The isolation wing didn't mask what it was. No gentle paintings or calming slogans here.

Just clear signage, padded walls, and silence thick enough to press against your chest.

Adrian approached the nurse station beside the reinforced checkpoint.

A middle-aged woman sat behind the terminal, her posture straight, expression professionally muted. She glanced up as he approached.

"Doctor Vale?"

He gave a small nod. "I'm here for Olivia Baker. I'll be conducting a direct evaluation."

The nurse blinked, visibly scanning the name.

"She's… restrained. As per protocol. No visitors since the last incident.

You'll need gloves and shielding if you plan to get close."

"What's her state?"

"Same as yesterday," she said.

"Minimal speech. Non-responsive to visual or verbal cues. She mumbled once during early rotation — something about 'the eye that watches itself.' Nothing else."
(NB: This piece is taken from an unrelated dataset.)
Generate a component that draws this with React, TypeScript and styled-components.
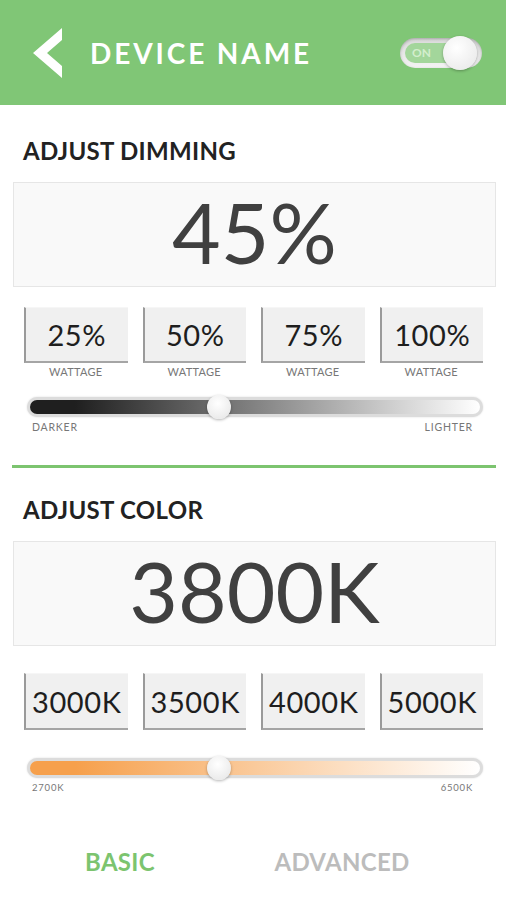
import React from 'react'
import styled, { createGlobalStyle } from 'styled-components'

const GlobalStyle = createGlobalStyle`
  html, body {
    margin: 0;
    padding: 0;
    background: #ffffff;
  }
  body {
    font-family: Lato, "Open Sans", sans-serif;
  }
`;

const Screen = styled.div`
  width: 506px;
  height: 900px;
  background: #fff;
  overflow: hidden;
`;

const Header = styled.header`
  height: 105px;
  background: #80c676;
  display: flex;
  align-items: center;
  padding: 0 24px 0 33px;
  box-sizing: border-box;
`;

const BackIcon = styled.svg`
  width: 30px;
  height: 50px;
  flex: none;
`;

const Title = styled.h1`
  flex: 1;
  margin: 0 0 0 27px;
  font-size: 28px;
  font-weight: 700;
  letter-spacing: 2.9px;
  color: #fff;
`;

const Toggle = styled.div`
  position: relative;
  width: 82px;
  height: 30px;
  border-radius: 15px;
  background: linear-gradient(#d9d9d9, #f4f4f4);
  box-shadow: inset 0 1px 3px rgba(0, 0, 0, 0.25);
  display: flex;
  align-items: center;
`;

const ToggleFill = styled.span`
  margin-left: 5px;
  width: 48px;
  height: 20px;
  border-radius: 10px 0 0 10px;
  background: #a3d69b;
  color: #d3eecd;
  font-size: 12px;
  font-weight: 700;
  line-height: 20px;
  padding-left: 7px;
  box-sizing: border-box;
`;

const ToggleKnob = styled.span`
  position: absolute;
  right: 5px;
  top: -2px;
  width: 34px;
  height: 34px;
  border-radius: 50%;
  background: radial-gradient(circle at 40% 35%, #ffffff, #e6e6e6);
  box-shadow: 0 1px 3px rgba(0, 0, 0, 0.3);
`;

const Body = styled.main`
  padding: 0 10px 0 13px;
`;

const Heading = styled.h2<{ $top: number }>`
  margin: ${(p) => p.$top}px 0 0 10px;
  font-size: 24px;
  line-height: 24px;
  font-weight: 700;
  letter-spacing: 0.3px;
  color: #222;
`;

const Readout = styled.div`
  margin-top: 19px;
  height: 105px;
  padding-bottom: 7px;
  background: #f9f9f9;
  border: 1px solid #e6e6e6;
  box-sizing: border-box;
  display: flex;
  align-items: center;
  justify-content: center;
  font-size: 84px;
  font-weight: 400;
  color: #404040;
`;

const Presets = styled.div<{ $top: number }>`
  margin: ${(p) => p.$top}px 13px 0 11px;
  display: grid;
  grid-template-columns: repeat(4, 1fr);
  column-gap: 15px;
`;

const Preset = styled.div`
  display: flex;
  flex-direction: column;
  align-items: center;
`;

const PresetButton = styled.button<{ $tall: boolean }>`
  width: 100%;
  height: ${(p) => (p.$tall ? 57 : 56)}px;
  padding: 0;
  background: #f0f0f0;
  border: none;
  border-left: 2px solid #9a9a9a;
  border-bottom: 2px solid #a5a5a5;
  border-top: 1px solid #f6f6f6;
  box-sizing: border-box;
  font-family: Lato, "Open Sans", sans-serif;
  font-size: 29px;
  color: #1e1e1e;
  letter-spacing: 0.6px;
`;

const PresetLabel = styled.span`
  margin-top: 3px;
  font-size: 11px;
  line-height: 11px;
  color: #777;
  letter-spacing: 0.3px;
`;

const SliderTrack = styled.div<{ $top: number }>`
  position: relative;
  margin: ${(p) => p.$top}px 13px 0 14px;
  height: 20px;
  border-radius: 10px;
  padding: 3px;
  box-sizing: border-box;
  background: #dcdcdc;
  box-shadow: 0 0 2px rgba(0, 0, 0, 0.15);
`;

const SliderFill = styled.div<{ $from: string }>`
  height: 100%;
  border-radius: 7px;
  background: linear-gradient(90deg, ${(p) => p.$from} 0%, ${(p) => p.$from} 10%, #ffffff 100%);
`;

const SliderThumb = styled.div`
  position: absolute;
  top: -2px;
  width: 24px;
  height: 24px;
  margin-left: -12px;
  border-radius: 50%;
  background: radial-gradient(circle at 45% 35%, #ffffff, #e4e4e4);
  box-shadow: 0 1px 3px rgba(0, 0, 0, 0.3);
`;

const SliderLabels = styled.div<{ $size: number }>`
  margin: 4px 23px 0 19px;
  display: flex;
  justify-content: space-between;
  font-size: ${(p) => p.$size}px;
  line-height: 12px;
  color: #777;
  letter-spacing: 0.8px;
`;

const Divider = styled.hr`
  margin: 32px 0 0 -1px;
  border: none;
  height: 3px;
  background: #7cc46f;
`;

const Tabs = styled.nav`
  margin-top: 53px;
  display: grid;
  grid-template-columns: 214px 230px;
`;

const Tab = styled.span<{ $active: boolean }>`
  text-align: center;
  font-size: 24px;
  font-weight: 700;
  letter-spacing: 0.3px;
  color: ${(p) => (p.$active ? '#7cc46f' : '#bcbcbc')};
`;

type SliderProps = {
  from: string
  top: number
  value: number
  left: string
  right: string
  labelSize: number
}

const Slider = ({ from, top, value, left, right, labelSize }: SliderProps) => (
  <>
    <SliderTrack $top={top}>
      <SliderFill $from={from} />
      <SliderThumb style={{ left: `${value}%` }} />
    </SliderTrack>
    <SliderLabels $size={labelSize}>
      <span>{left}</span>
      <span>{right}</span>
    </SliderLabels>
  </>
)

const dimming = ['25%', '50%', '75%', '100%']
const colors = ['3000K', '3500K', '4000K', '5000K']

const App = () => {
  return (
    <Screen>
      <GlobalStyle />
      <Header>
        <BackIcon viewBox="0 0 30 50">
          <path d="M29 0 L29 12 L14 25 L29 38 L29 50 L0 25 Z" fill="#fff" />
        </BackIcon>
        <Title>DEVICE NAME</Title>
        <Toggle>
          <ToggleFill>ON</ToggleFill>
          <ToggleKnob />
        </Toggle>
      </Header>
      <Body>
        <Heading $top={34}>ADJUST DIMMING</Heading>
        <Readout>45%</Readout>
        <Presets $top={20}>
          {dimming.map((d) => (
            <Preset key={d}>
              <PresetButton $tall={false}>{d}</PresetButton>
              <PresetLabel>WATTAGE</PresetLabel>
            </Preset>
          ))}
        </Presets>
        <Slider from="#1f1f1f" top={20} value={42} left="DARKER" right="LIGHTER" labelSize={10.5} />
        <Divider />
        <Heading $top={30}>ADJUST COLOR</Heading>
        <Readout>3800K</Readout>
        <Presets $top={27}>
          {colors.map((c) => (
            <Preset key={c}>
              <PresetButton $tall>{c}</PresetButton>
            </Preset>
          ))}
        </Presets>
        <Slider from="#f6a04c" top={28} value={42} left="2700K" right="6500K" labelSize={9.5} />
        <Tabs>
          <Tab $active>BASIC</Tab>
          <Tab $active={false}>ADVANCED</Tab>
        </Tabs>
      </Body>
    </Screen>
  )
}

export default App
Adrian's brow lifted slightly. "Any new damage?"

"She bit her lip raw last night, but didn't scream. Just stared at the wall with her right eye open. The other is still… well." The nurse hesitated. "Still gone."

Adrian said nothing. The memory from the file was enough.

"She removed it deliberately," he said.

The nurse nodded. "With her own hands. We didn't realize what she was doing until it was too late. It wasn't panic. It was methodical."

That confirmed it. This wasn't just a psychotic break. It was symbolic. Intentional. Somewhere, buried beneath the psychosis, a message had been sent.

"Thank you," Adrian said. "I'll proceed."

He moved past the checkpoint. The hallway stretched ahead — pale, quiet, and cold. Each step echoed against reinforced floors. Behind every door was a person who had come undone.

Only one of them had seen the fracture that Adrian now walked.

He didn't slow his pace. Just adjusted his gloves, confirmed the secure sleeve in his coat, and prepared himself for contact.